Worldwide, how many aeroplanes would you estimate are currently in the sky?

How much do you think a 30 second ad slot in ITV News at 10 would cost?

There are no right or wrong answers to these - it's all about the reasoning....and I got the job!


Several years on I got to interview people with similar questions. As well as the silly questions we have to ask sensible ones too. I interviewed one person who performed really well on the reasoning type questions but was abysmal at all the normal sorts of questions. Before the interview I'd been through his/her CV and pulled out lots of things to ask about to try and get evidence for the capabilities we're looking for. The Q and A went something along the lines of

Q: So tell me about how you were involved in organising..xyz.....?
A: Reasonable spiel that tells me nothing I need to know

Q: How did the various members of the team interact to share the responsibilities?
A: We didn't really, we just all did our own thing

Q: Can you tell me about any situation where you worked as part of a team?
A: No. I'd rather work on my own.

This candidate didn't progress any further in the recruitment procedure, although he did score highly for honesty!
ianporsche
Surely you can't tell how many are girls ?
Just cos you know half are girls doesn't tell you what the other half are !
BachPensioner
QUOTE(TSax @ Aug 14 2007, 10:47 PM) *

Before the interview I'd been through his/her CV and pulled out lots of things to ask about to try and get evidence for the capabilities we're looking for.
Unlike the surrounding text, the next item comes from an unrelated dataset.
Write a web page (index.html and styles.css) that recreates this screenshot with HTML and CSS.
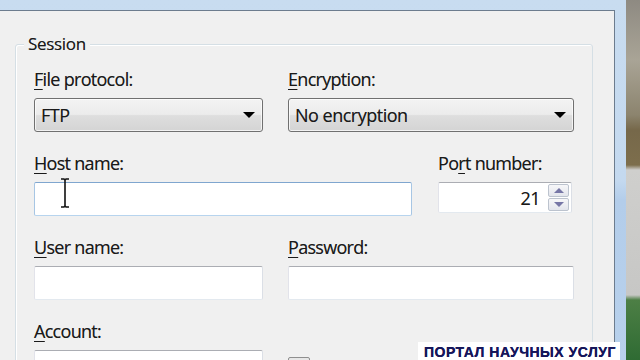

The Q and A went something along the lines of

Q: So tell me about how you were involved in organising..xyz.....?
A: Reasonable spiel that tells me nothing I need to know

Q: How did the various members of the team interact to share the responsibilities?
A: We didn't really, we just all did our own thing

Q: Can you tell me about any situation where you worked as part of a team?
A: No. I'd rather work on my own.

This candidate didn't progress any further in the recruitment procedure, although he did score highly for honesty!


Exactly - at least honest but probably no idea just how damming the answers were. In the academic world, a gentle seemingly simple question like - do tell me about your publications - would not be asked of the person with a genuine list of publications, but for those who have an over ambitious list of nothing but titles dig their own graves.